**Task to carry out**. Exactly reproduce the entries, dropping any pictures from your copy.

start Information given

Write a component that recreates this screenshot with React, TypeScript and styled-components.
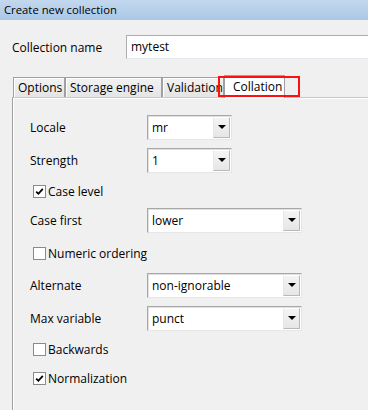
import React from "react";
import styled, { createGlobalStyle } from "styled-components";

const GlobalStyle = createGlobalStyle`
  html, body { margin: 0; padding: 0; background: #ffffff; }
  body { font-family: "Open Sans", "Liberation Sans", Arial, sans-serif; color: #000; }
`;

const Window = styled.div`
  width: 368px;
  height: 410px;
  background: #f0f0f0;
  overflow: hidden;
  font-size: 12px;
`;

const TitleBar = styled.div`
  height: 20px;
  line-height: 19px;
  padding-left: 4px;
  font-size: 11.3px;
  background: linear-gradient(#c3d8ee, #aac7e6);
`;

const NameRow = styled.div`
  display: flex;
  align-items: center;
  margin-top: 15px;
  height: 24px;
  padding-left: 12px;
`;

const NameLabel = styled.span`
  width: 114px;
  flex: none;
`;

const TextInput = styled.div`
  flex: none;
  width: 270px;
  height: 22px;
  line-height: 22px;
  padding-left: 4px;
  background: #fff;
  border: 1px solid;
  border-color: #abadb3 #e3e9ef #e3e9ef #abadb3;
`;

const TabArea = styled.div`
  margin-top: 16px;
`;

const TabStrip = styled.div`
  position: relative;
  display: flex;
  align-items: flex-end;
  height: 22px;
  padding-left: 13px;
`;

const Tab = styled.div<{ $w: number; $active?: boolean }>`
  box-sizing: border-box;
  flex: none;
  width: ${(p) => p.$w}px;
  height: ${(p) => (p.$active ? 23 : 20)}px;
  margin-bottom: ${(p) => (p.$active ? -1 : 0)}px;
  padding: ${(p) => (p.$active ? "2px 0 0 8px" : "1px 0 0 4px")};
  line-height: 17px;
  white-space: nowrap;
  overflow: hidden;
  border: 1px solid #a0a0a0;
  border-bottom: none;
  background: ${(p) => (p.$active ? "#ffffff" : "linear-gradient(#f3f3f3, #e4e4e4)")};
  box-shadow: ${(p) => (p.$active ? "none" : "inset 1px 1px 0 #ffffff")};
  position: relative;
  z-index: ${(p) => (p.$active ? 2 : 1)};
`;

const Highlight = styled.div`
  position: absolute;
  left: 218px;
  top: 1px;
  width: 82px;
  height: 21px;
  box-sizing: border-box;
  border: 2px solid #ff1010;
  z-index: 3;
  pointer-events: none;
`;

const Pane = styled.div`
  margin-left: 12px;
  width: 400px;
  height: 320px;
  border: 1px solid #a0a0a0;
  border-top-color: #c8c8c8;
  box-shadow: inset 1px 1px 0 #ffffff;
  padding: 17px 0 0 17px;
`;

const Row = styled.div<{ $gap: number }>`
  display: flex;
  align-items: center;
  height: 24px;
  margin-top: ${(p) => p.$gap}px;
`;

const FieldLabel = styled.span`
  width: 117px;
  flex: none;
`;

const Combo = styled.div<{ $w: number }>`
  box-sizing: border-box;
  width: ${(p) => p.$w}px;
  height: 25px;
  display: flex;
  align-items: stretch;
  background: #fff;
  border: 1px solid;
  border-color: #a8a8a8 #e6e6e6 #e6e6e6 #a8a8a8;
  box-shadow: inset 1px 1px 0 #e0e0e0;
`;

const ComboText = styled.span`
  flex: 1;
  padding-left: 4px;
  line-height: 23px;
`;

const ComboButton = styled.span`
  width: 15px;
  margin: 1px 1px 1px 0;
  background: linear-gradient(#f4f4f4, #e6e6e6);
  border: 1px solid;
  border-color: #ffffff #b8b8b8 #b8b8b8 #e8e8e8;
  display: flex;
  align-items: center;
  justify-content: center;
`;

const Arrow = styled.span`
  width: 0;
  height: 0;
  border-left: 4px solid transparent;
  border-right: 4px solid transparent;
  border-top: 4px solid #000;
`;

const CheckRow = styled(Row)`
  padding-left: 3px;
`;

const Box = styled.span`
  box-sizing: border-box;
  width: 13px;
  height: 13px;
  margin-right: 2px;
  background: #fff;
  border: 1px solid #8a8a8a;
  display: flex;
  align-items: center;
  justify-content: center;
`;

const ComboField = ({ label, value, width, gap }: { label: string; value: string; width: number; gap: number }) => (
  <Row $gap={gap}>
    <FieldLabel>{label}</FieldLabel>
    <Combo $w={width}>
      <ComboText>{value}</ComboText>
      <ComboButton>
        <Arrow />
      </ComboButton>
    </Combo>
  </Row>
);

const Check = ({ label, checked, gap }: { label: string; checked?: boolean; gap: number }) => (
  <CheckRow $gap={gap}>
    <Box>
      {checked && (
        <svg width="9" height="9" viewBox="0 0 9 9">
          <path d="M1.2 4.6 L3.4 6.8 L7.8 1.8" fill="none" stroke="#000" strokeWidth="1.8" />
        </svg>
      )}
    </Box>
    <span>{label}</span>
  </CheckRow>
);

export default function App() {
  return (
    <>
      <GlobalStyle />
      <Window>
        <TitleBar>Create new collection</TitleBar>
        <NameRow>
          <NameLabel>Collection name</NameLabel>
          <TextInput>mytest</TextInput>
        </NameRow>
        <TabArea>
          <TabStrip>
            <Tab $w={52}>Options</Tab>
            <Tab $w={97}>Storage engine</Tab>
            <Tab $w={62}>Validation</Tab>
            <Tab $w={61} $active>Collation</Tab>
            <Highlight />
          </TabStrip>
          <Pane>
            <ComboField label="Locale" value="mr" width={85} gap={0} />
            <ComboField label="Strength" value="1" width={85} gap={9} />
            <Check label="Case level" checked gap={7} />
            <ComboField label="Case first" value="lower" width={155} gap={5} />
            <Check label="Numeric ordering" gap={9} />
            <ComboField label="Alternate" value="non-ignorable" width={155} gap={8} />
            <ComboField label="Max variable" value="punct" width={155} gap={9} />
            <Check label="Backwards" gap={7} />
            <Check label="Normalization" checked gap={5} />
          </Pane>
        </TabArea>
      </Window>
    </>
  );
}
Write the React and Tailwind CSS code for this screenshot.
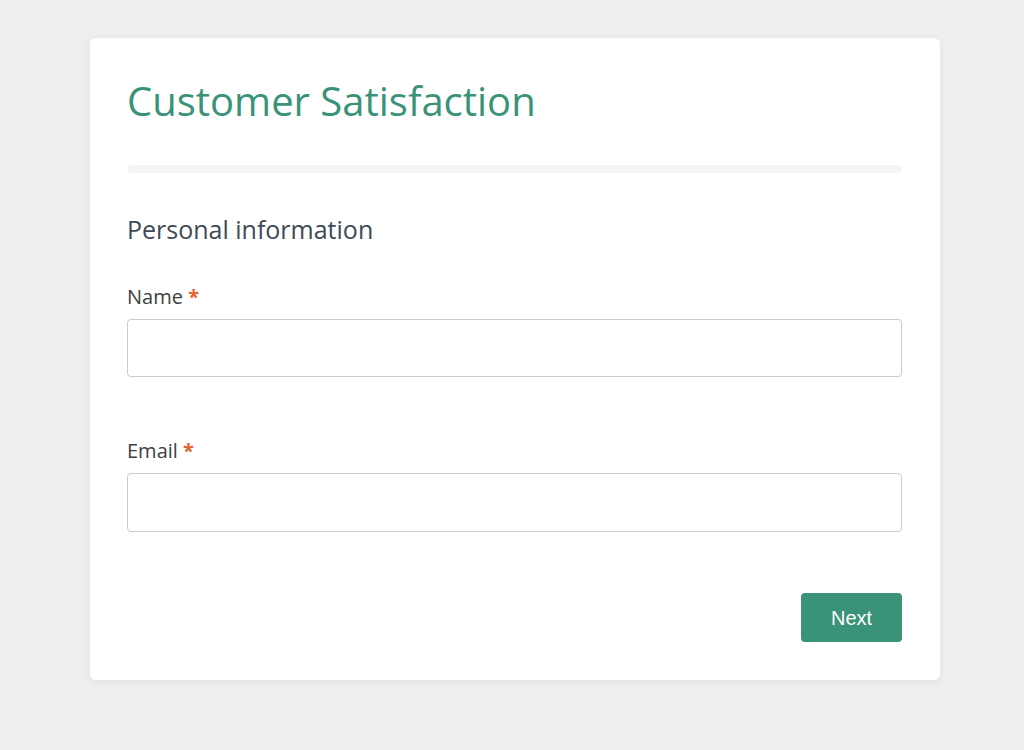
export default function App() {
  return (
    <div className="min-h-[750px] w-full bg-[#eeeeee] pt-[38px]" style={{ fontFamily: '"Open Sans", sans-serif' }}>
      <div className="ml-[90px] w-[850px] h-[642px] bg-white rounded-md shadow-[0_2px_8px_rgba(0,0,0,0.06)] pl-[37px] pr-[38px] pt-[37px]">
        <h1 className="text-[40px] leading-[52px] text-[#3a9279] font-normal">Customer Satisfaction</h1>
        <div className="mt-[38px] h-[8px] rounded-full bg-[#f5f5f5]"></div>
        <h2 className="mt-[40px] text-[25px] leading-[32px] text-[#404a55]">Personal information</h2>
        <div className="mt-[38px]">
          <label className="block text-[20px] leading-[28px] text-[#404040]">
            Name <span className="text-[#e5632e] font-bold">*</span>
          </label>
          <input className="mt-[8px] block w-full h-[58px] rounded-[4px] border border-[#cccccc] outline-none" />
        </div>
        <div className="mt-[60px]">
          <label className="block text-[20px] leading-[28px] text-[#404040]">
            Email <span className="text-[#e5632e] font-bold">*</span>
          </label>
          <input className="mt-[8px] block w-full h-[59px] rounded-[4px] border border-[#cccccc] outline-none" />
        </div>
        <div className="mt-[61px] flex justify-end">
          <button className="w-[101px] h-[49px] rounded-[4px] bg-[#3a9279] text-white text-[20px]" style={{ fontFamily: '"Liberation Sans", Arial, sans-serif' }}>Next</button>
        </div>
      </div>
    </div>
  );
}
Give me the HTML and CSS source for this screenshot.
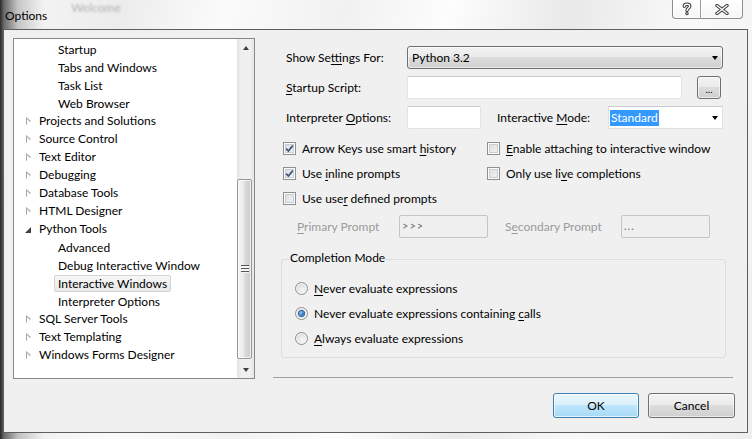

end Information given

**Final result**.
Write a component that recreates this screenshot with React, TypeScript and styled-components.
import React from "react";
import styled, { createGlobalStyle } from "styled-components";

const GlobalStyle = createGlobalStyle`
  html, body { margin: 0; padding: 0; background: #ffffff; }
  body { font-family: "Open Sans", "Liberation Sans", Arial, sans-serif; color: #000; }
`;

const Window = styled.div`
  width: 368px;
  height: 410px;
  background: #f0f0f0;
  overflow: hidden;
  font-size: 12px;
`;

const TitleBar = styled.div`
  height: 20px;
  line-height: 19px;
  padding-left: 4px;
  font-size: 11.3px;
  background: linear-gradient(#c3d8ee, #aac7e6);
`;

const NameRow = styled.div`
  display: flex;
  align-items: center;
  margin-top: 15px;
  height: 24px;
  padding-left: 12px;
`;

const NameLabel = styled.span`
  width: 114px;
  flex: none;
`;

const TextInput = styled.div`
  flex: none;
  width: 270px;
  height: 22px;
  line-height: 22px;
  padding-left: 4px;
  background: #fff;
  border: 1px solid;
  border-color: #abadb3 #e3e9ef #e3e9ef #abadb3;
`;

const TabArea = styled.div`
  margin-top: 16px;
`;

const TabStrip = styled.div`
  position: relative;
  display: flex;
  align-items: flex-end;
  height: 22px;
  padding-left: 13px;
`;

const Tab = styled.div<{ $w: number; $active?: boolean }>`
  box-sizing: border-box;
  flex: none;
  width: ${(p) => p.$w}px;
  height: ${(p) => (p.$active ? 23 : 20)}px;
  margin-bottom: ${(p) => (p.$active ? -1 : 0)}px;
  padding: ${(p) => (p.$active ? "2px 0 0 8px" : "1px 0 0 4px")};
  line-height: 17px;
  white-space: nowrap;
  overflow: hidden;
  border: 1px solid #a0a0a0;
  border-bottom: none;
  background: ${(p) => (p.$active ? "#ffffff" : "linear-gradient(#f3f3f3, #e4e4e4)")};
  box-shadow: ${(p) => (p.$active ? "none" : "inset 1px 1px 0 #ffffff")};
  position: relative;
  z-index: ${(p) => (p.$active ? 2 : 1)};
`;

const Highlight = styled.div`
  position: absolute;
  left: 218px;
  top: 1px;
  width: 82px;
  height: 21px;
  box-sizing: border-box;
  border: 2px solid #ff1010;
  z-index: 3;
  pointer-events: none;
`;

const Pane = styled.div`
  margin-left: 12px;
  width: 400px;
  height: 320px;
  border: 1px solid #a0a0a0;
  border-top-color: #c8c8c8;
  box-shadow: inset 1px 1px 0 #ffffff;
  padding: 17px 0 0 17px;
`;

const Row = styled.div<{ $gap: number }>`
  display: flex;
  align-items: center;
  height: 24px;
  margin-top: ${(p) => p.$gap}px;
`;

const FieldLabel = styled.span`
  width: 117px;
  flex: none;
`;

const Combo = styled.div<{ $w: number }>`
  box-sizing: border-box;
  width: ${(p) => p.$w}px;
  height: 25px;
  display: flex;
  align-items: stretch;
  background: #fff;
  border: 1px solid;
  border-color: #a8a8a8 #e6e6e6 #e6e6e6 #a8a8a8;
  box-shadow: inset 1px 1px 0 #e0e0e0;
`;

const ComboText = styled.span`
  flex: 1;
  padding-left: 4px;
  line-height: 23px;
`;

const ComboButton = styled.span`
  width: 15px;
  margin: 1px 1px 1px 0;
  background: linear-gradient(#f4f4f4, #e6e6e6);
  border: 1px solid;
  border-color: #ffffff #b8b8b8 #b8b8b8 #e8e8e8;
  display: flex;
  align-items: center;
  justify-content: center;
`;

const Arrow = styled.span`
  width: 0;
  height: 0;
  border-left: 4px solid transparent;
  border-right: 4px solid transparent;
  border-top: 4px solid #000;
`;

const CheckRow = styled(Row)`
  padding-left: 3px;
`;

const Box = styled.span`
  box-sizing: border-box;
  width: 13px;
  height: 13px;
  margin-right: 2px;
  background: #fff;
  border: 1px solid #8a8a8a;
  display: flex;
  align-items: center;
  justify-content: center;
`;

const ComboField = ({ label, value, width, gap }: { label: string; value: string; width: number; gap: number }) => (
  <Row $gap={gap}>
    <FieldLabel>{label}</FieldLabel>
    <Combo $w={width}>
      <ComboText>{value}</ComboText>
      <ComboButton>
        <Arrow />
      </ComboButton>
    </Combo>
  </Row>
);

const Check = ({ label, checked, gap }: { label: string; checked?: boolean; gap: number }) => (
  <CheckRow $gap={gap}>
    <Box>
      {checked && (
        <svg width="9" height="9" viewBox="0 0 9 9">
          <path d="M1.2 4.6 L3.4 6.8 L7.8 1.8" fill="none" stroke="#000" strokeWidth="1.8" />
        </svg>
      )}
    </Box>
    <span>{label}</span>
  </CheckRow>
);

export default function App() {
  return (
    <>
      <GlobalStyle />
      <Window>
        <TitleBar>Create new collection</TitleBar>
        <NameRow>
          <NameLabel>Collection name</NameLabel>
          <TextInput>mytest</TextInput>
        </NameRow>
        <TabArea>
          <TabStrip>
            <Tab $w={52}>Options</Tab>
            <Tab $w={97}>Storage engine</Tab>
            <Tab $w={62}>Validation</Tab>
            <Tab $w={61} $active>Collation</Tab>
            <Highlight />
          </TabStrip>
          <Pane>
            <ComboField label="Locale" value="mr" width={85} gap={0} />
            <ComboField label="Strength" value="1" width={85} gap={9} />
            <Check label="Case level" checked gap={7} />
            <ComboField label="Case first" value="lower" width={155} gap={5} />
            <Check label="Numeric ordering" gap={9} />
            <ComboField label="Alternate" value="non-ignorable" width={155} gap={8} />
            <ComboField label="Max variable" value="punct" width={155} gap={9} />
            <Check label="Backwards" gap={7} />
            <Check label="Normalization" checked gap={5} />
          </Pane>
        </TabArea>
      </Window>
    </>
  );
}
Write the React and Tailwind CSS code for this screenshot.
export default function App() {
  return (
    <div className="min-h-[750px] w-full bg-[#eeeeee] pt-[38px]" style={{ fontFamily: '"Open Sans", sans-serif' }}>
      <div className="ml-[90px] w-[850px] h-[642px] bg-white rounded-md shadow-[0_2px_8px_rgba(0,0,0,0.06)] pl-[37px] pr-[38px] pt-[37px]">
        <h1 className="text-[40px] leading-[52px] text-[#3a9279] font-normal">Customer Satisfaction</h1>
        <div className="mt-[38px] h-[8px] rounded-full bg-[#f5f5f5]"></div>
        <h2 className="mt-[40px] text-[25px] leading-[32px] text-[#404a55]">Personal information</h2>
        <div className="mt-[38px]">
          <label className="block text-[20px] leading-[28px] text-[#404040]">
            Name <span className="text-[#e5632e] font-bold">*</span>
          </label>
          <input className="mt-[8px] block w-full h-[58px] rounded-[4px] border border-[#cccccc] outline-none" />
        </div>
        <div className="mt-[60px]">
          <label className="block text-[20px] leading-[28px] text-[#404040]">
            Email <span className="text-[#e5632e] font-bold">*</span>
          </label>
          <input className="mt-[8px] block w-full h-[59px] rounded-[4px] border border-[#cccccc] outline-none" />
        </div>
        <div className="mt-[61px] flex justify-end">
          <button className="w-[101px] h-[49px] rounded-[4px] bg-[#3a9279] text-white text-[20px]" style={{ fontFamily: '"Liberation Sans", Arial, sans-serif' }}>Next</button>
        </div>
      </div>
    </div>
  );
}
Give me the HTML and CSS source for this screenshot.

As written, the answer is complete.